[BEGIN SOURCE EXCERPT]

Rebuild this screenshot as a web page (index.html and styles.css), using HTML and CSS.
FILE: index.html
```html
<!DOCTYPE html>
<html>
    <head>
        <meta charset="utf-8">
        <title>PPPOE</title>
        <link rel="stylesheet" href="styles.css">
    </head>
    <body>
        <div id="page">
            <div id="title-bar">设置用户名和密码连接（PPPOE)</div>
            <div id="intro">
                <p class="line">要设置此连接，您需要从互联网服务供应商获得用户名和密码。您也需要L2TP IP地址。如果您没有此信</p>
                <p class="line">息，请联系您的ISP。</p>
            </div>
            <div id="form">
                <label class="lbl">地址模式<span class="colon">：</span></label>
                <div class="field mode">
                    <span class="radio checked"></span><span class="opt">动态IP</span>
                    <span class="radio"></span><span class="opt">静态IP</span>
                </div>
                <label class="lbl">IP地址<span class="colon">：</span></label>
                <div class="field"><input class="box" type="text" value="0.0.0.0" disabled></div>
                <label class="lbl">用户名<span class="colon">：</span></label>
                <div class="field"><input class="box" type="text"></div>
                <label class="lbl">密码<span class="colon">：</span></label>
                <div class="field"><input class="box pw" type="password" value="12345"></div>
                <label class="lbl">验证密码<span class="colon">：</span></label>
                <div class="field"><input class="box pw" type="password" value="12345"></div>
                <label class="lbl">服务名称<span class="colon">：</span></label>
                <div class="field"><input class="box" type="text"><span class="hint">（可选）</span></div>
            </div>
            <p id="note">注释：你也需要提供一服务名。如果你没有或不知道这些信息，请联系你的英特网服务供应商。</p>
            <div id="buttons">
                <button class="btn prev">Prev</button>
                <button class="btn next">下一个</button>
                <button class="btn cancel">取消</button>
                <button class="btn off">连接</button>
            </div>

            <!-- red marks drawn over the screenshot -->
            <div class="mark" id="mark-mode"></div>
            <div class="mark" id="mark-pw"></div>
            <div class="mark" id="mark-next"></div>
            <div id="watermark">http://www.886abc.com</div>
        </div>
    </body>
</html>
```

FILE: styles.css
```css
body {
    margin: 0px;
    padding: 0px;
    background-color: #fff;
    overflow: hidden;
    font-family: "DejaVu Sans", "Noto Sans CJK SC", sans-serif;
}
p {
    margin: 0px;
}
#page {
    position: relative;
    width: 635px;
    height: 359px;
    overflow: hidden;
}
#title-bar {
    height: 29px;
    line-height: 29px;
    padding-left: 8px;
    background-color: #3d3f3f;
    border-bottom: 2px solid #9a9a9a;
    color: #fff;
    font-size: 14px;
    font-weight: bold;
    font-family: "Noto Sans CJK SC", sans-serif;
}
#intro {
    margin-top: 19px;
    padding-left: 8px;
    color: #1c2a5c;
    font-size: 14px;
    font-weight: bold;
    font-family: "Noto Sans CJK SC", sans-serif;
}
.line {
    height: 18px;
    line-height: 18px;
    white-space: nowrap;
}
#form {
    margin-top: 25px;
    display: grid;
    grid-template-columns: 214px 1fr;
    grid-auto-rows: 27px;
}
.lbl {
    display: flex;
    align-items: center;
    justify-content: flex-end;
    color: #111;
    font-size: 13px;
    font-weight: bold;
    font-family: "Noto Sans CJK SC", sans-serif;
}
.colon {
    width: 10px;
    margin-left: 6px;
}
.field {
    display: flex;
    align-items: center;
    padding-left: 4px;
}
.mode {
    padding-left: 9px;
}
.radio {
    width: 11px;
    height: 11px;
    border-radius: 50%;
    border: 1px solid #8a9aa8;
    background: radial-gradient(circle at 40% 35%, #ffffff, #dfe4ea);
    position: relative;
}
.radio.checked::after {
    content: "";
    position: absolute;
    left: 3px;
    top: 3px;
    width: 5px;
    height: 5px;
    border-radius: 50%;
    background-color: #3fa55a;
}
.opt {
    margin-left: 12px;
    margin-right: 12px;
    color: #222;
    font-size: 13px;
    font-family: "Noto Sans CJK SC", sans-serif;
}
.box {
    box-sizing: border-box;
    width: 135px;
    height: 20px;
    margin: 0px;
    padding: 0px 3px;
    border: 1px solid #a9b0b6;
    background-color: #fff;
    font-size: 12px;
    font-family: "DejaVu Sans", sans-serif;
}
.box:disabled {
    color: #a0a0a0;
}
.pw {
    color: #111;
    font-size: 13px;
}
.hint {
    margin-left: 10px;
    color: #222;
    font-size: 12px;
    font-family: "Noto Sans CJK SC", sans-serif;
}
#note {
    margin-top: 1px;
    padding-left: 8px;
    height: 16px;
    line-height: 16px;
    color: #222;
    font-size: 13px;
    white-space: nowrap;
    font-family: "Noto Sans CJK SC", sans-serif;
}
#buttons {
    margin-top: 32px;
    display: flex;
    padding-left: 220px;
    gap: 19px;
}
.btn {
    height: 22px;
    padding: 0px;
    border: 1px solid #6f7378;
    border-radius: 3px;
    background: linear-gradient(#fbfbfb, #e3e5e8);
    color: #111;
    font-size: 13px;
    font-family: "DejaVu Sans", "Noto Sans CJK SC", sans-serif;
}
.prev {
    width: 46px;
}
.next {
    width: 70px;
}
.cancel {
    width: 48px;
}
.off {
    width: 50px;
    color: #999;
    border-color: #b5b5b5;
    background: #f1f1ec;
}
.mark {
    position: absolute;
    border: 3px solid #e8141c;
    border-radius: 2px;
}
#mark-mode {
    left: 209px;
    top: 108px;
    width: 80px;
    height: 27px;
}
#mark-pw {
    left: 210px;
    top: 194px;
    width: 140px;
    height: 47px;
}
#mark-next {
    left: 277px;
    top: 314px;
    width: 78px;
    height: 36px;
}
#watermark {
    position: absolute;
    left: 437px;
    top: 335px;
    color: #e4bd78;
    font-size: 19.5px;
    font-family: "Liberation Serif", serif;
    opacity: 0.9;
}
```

[END SOURCE EXCERPT]

[THE TASK] Return all the data exactly as given.

[EXPECTED ANSWER]
Rebuild this screenshot as a web page (index.html and styles.css), using HTML and CSS.
FILE: index.html
```html
<!DOCTYPE html>
<html>
    <head>
        <meta charset="utf-8">
        <title>PPPOE</title>
        <link rel="stylesheet" href="styles.css">
    </head>
    <body>
        <div id="page">
            <div id="title-bar">设置用户名和密码连接（PPPOE)</div>
            <div id="intro">
                <p class="line">要设置此连接，您需要从互联网服务供应商获得用户名和密码。您也需要L2TP IP地址。如果您没有此信</p>
                <p class="line">息，请联系您的ISP。</p>
            </div>
            <div id="form">
                <label class="lbl">地址模式<span class="colon">：</span></label>
                <div class="field mode">
                    <span class="radio checked"></span><span class="opt">动态IP</span>
                    <span class="radio"></span><span class="opt">静态IP</span>
                </div>
                <label class="lbl">IP地址<span class="colon">：</span></label>
                <div class="field"><input class="box" type="text" value="0.0.0.0" disabled></div>
                <label class="lbl">用户名<span class="colon">：</span></label>
                <div class="field"><input class="box" type="text"></div>
                <label class="lbl">密码<span class="colon">：</span></label>
                <div class="field"><input class="box pw" type="password" value="12345"></div>
                <label class="lbl">验证密码<span class="colon">：</span></label>
                <div class="field"><input class="box pw" type="password" value="12345"></div>
                <label class="lbl">服务名称<span class="colon">：</span></label>
                <div class="field"><input class="box" type="text"><span class="hint">（可选）</span></div>
            </div>
            <p id="note">注释：你也需要提供一服务名。如果你没有或不知道这些信息，请联系你的英特网服务供应商。</p>
            <div id="buttons">
                <button class="btn prev">Prev</button>
                <button class="btn next">下一个</button>
                <button class="btn cancel">取消</button>
                <button class="btn off">连接</button>
            </div>

            <!-- red marks drawn over the screenshot -->
            <div class="mark" id="mark-mode"></div>
            <div class="mark" id="mark-pw"></div>
            <div class="mark" id="mark-next"></div>
            <div id="watermark">http://www.886abc.com</div>
        </div>
    </body>
</html>
```

FILE: styles.css
```css
body {
    margin: 0px;
    padding: 0px;
    background-color: #fff;
    overflow: hidden;
    font-family: "DejaVu Sans", "Noto Sans CJK SC", sans-serif;
}
p {
    margin: 0px;
}
#page {
    position: relative;
    width: 635px;
    height: 359px;
    overflow: hidden;
}
#title-bar {
    height: 29px;
    line-height: 29px;
    padding-left: 8px;
    background-color: #3d3f3f;
    border-bottom: 2px solid #9a9a9a;
    color: #fff;
    font-size: 14px;
    font-weight: bold;
    font-family: "Noto Sans CJK SC", sans-serif;
}
#intro {
    margin-top: 19px;
    padding-left: 8px;
    color: #1c2a5c;
    font-size: 14px;
    font-weight: bold;
    font-family: "Noto Sans CJK SC", sans-serif;
}
.line {
    height: 18px;
    line-height: 18px;
    white-space: nowrap;
}
#form {
    margin-top: 25px;
    display: grid;
    grid-template-columns: 214px 1fr;
    grid-auto-rows: 27px;
}
.lbl {
    display: flex;
    align-items: center;
    justify-content: flex-end;
    color: #111;
    font-size: 13px;
    font-weight: bold;
    font-family: "Noto Sans CJK SC", sans-serif;
}
.colon {
    width: 10px;
    margin-left: 6px;
}
.field {
    display: flex;
    align-items: center;
    padding-left: 4px;
}
.mode {
    padding-left: 9px;
}
.radio {
    width: 11px;
    height: 11px;
    border-radius: 50%;
    border: 1px solid #8a9aa8;
    background: radial-gradient(circle at 40% 35%, #ffffff, #dfe4ea);
    position: relative;
}
.radio.checked::after {
    content: "";
    position: absolute;
    left: 3px;
    top: 3px;
    width: 5px;
    height: 5px;
    border-radius: 50%;
    background-color: #3fa55a;
}
.opt {
    margin-left: 12px;
    margin-right: 12px;
    color: #222;
    font-size: 13px;
    font-family: "Noto Sans CJK SC", sans-serif;
}
.box {
    box-sizing: border-box;
    width: 135px;
    height: 20px;
    margin: 0px;
    padding: 0px 3px;
    border: 1px solid #a9b0b6;
    background-color: #fff;
    font-size: 12px;
    font-family: "DejaVu Sans", sans-serif;
}
.box:disabled {
    color: #a0a0a0;
}
.pw {
    color: #111;
    font-size: 13px;
}
.hint {
    margin-left: 10px;
    color: #222;
    font-size: 12px;
    font-family: "Noto Sans CJK SC", sans-serif;
}
#note {
    margin-top: 1px;
    padding-left: 8px;
    height: 16px;
    line-height: 16px;
    color: #222;
    font-size: 13px;
    white-space: nowrap;
    font-family: "Noto Sans CJK SC", sans-serif;
}
#buttons {
    margin-top: 32px;
    display: flex;
    padding-left: 220px;
    gap: 19px;
}
.btn {
    height: 22px;
    padding: 0px;
    border: 1px solid #6f7378;
    border-radius: 3px;
    background: linear-gradient(#fbfbfb, #e3e5e8);
    color: #111;
    font-size: 13px;
    font-family: "DejaVu Sans", "Noto Sans CJK SC", sans-serif;
}
.prev {
    width: 46px;
}
.next {
    width: 70px;
}
.cancel {
    width: 48px;
}
.off {
    width: 50px;
    color: #999;
    border-color: #b5b5b5;
    background: #f1f1ec;
}
.mark {
    position: absolute;
    border: 3px solid #e8141c;
    border-radius: 2px;
}
#mark-mode {
    left: 209px;
    top: 108px;
    width: 80px;
    height: 27px;
}
#mark-pw {
    left: 210px;
    top: 194px;
    width: 140px;
    height: 47px;
}
#mark-next {
    left: 277px;
    top: 314px;
    width: 78px;
    height: 36px;
}
#watermark {
    position: absolute;
    left: 437px;
    top: 335px;
    color: #e4bd78;
    font-size: 19.5px;
    font-family: "Liberation Serif", serif;
    opacity: 0.9;
}
```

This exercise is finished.